Books to Know & Love: Thinking, Fast and Slow

Thinking, Fast and Slow by Daniel Kahneman
One premise of Kahneman’s best-selling work, Thinking, Fast and Slow, is that the mind operates as if it relies on two separate systems. “System 1” refers to our ability to look out into the world and draw an immediately coherent picture based on the data we take in. “System 2” is the cognitive, thoughtful ability we call into play when we realize System 1 is beyond its ability to conjure an answer. 2X2 is no problem for System 1, but 17X54 requires the aid of System 2.
Here is what gives me pause. System 2 is lazy; delighted to accept nearly any coherent picture System 1 conjures. We prefer not to think because thinking requires energy. You come home tired and the kids are fighting. System 1 will scan for immediately available data, take no more than a nanosecond to compare it to preconceived thoughts about your children and develop a picture of what happened: who did what to whom and their motivations for doing so. My father had a phrase to describe those moments… often wrong but never in doubt!
Throughout this work, the author illustrates myriad ways our brain chooses not to make decisions based on System 2’s careful consideration of relevant data. The stories we tell about how the world operates are limited at best. Kahneman says “our comforting conviction that the world makes sense rests on a secure foundation: our almost unlimited ability to ignore our ignorance.”
If you are a fan of, Built to Last, for example, the ability to assemble data and create a coherent picture of success is smoke and mirrors. Author of The Halo Effect, Phil Rozenzweig, concludes “stories of success and failure consistently exaggerate the impact of leadership style and management practices on firm outcomes, and thus their message is rarely useful.”
If you choose to read this work, be prepared. It is the fickle mind struggling to understand itself. You have to love the irony!
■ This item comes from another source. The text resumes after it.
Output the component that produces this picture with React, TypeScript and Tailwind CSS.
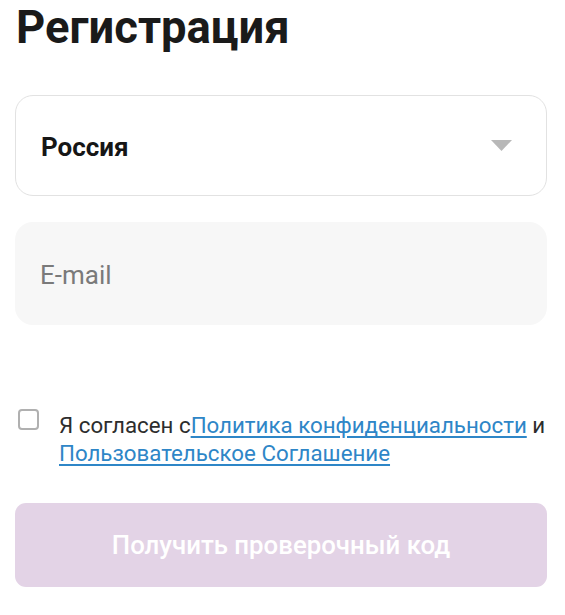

2 thoughts on “Books to Know & Love: Thinking, Fast and Slow”

  1. What is making this book more compelling is the interesting experiments and its nearly unbelievable results that provides strong support to the underlying theories.

    The theory on influences of the preconditioning on the mind (priming as the author calls it) and how it subtly and unconsciously affects the decision making process is revealing and shocking.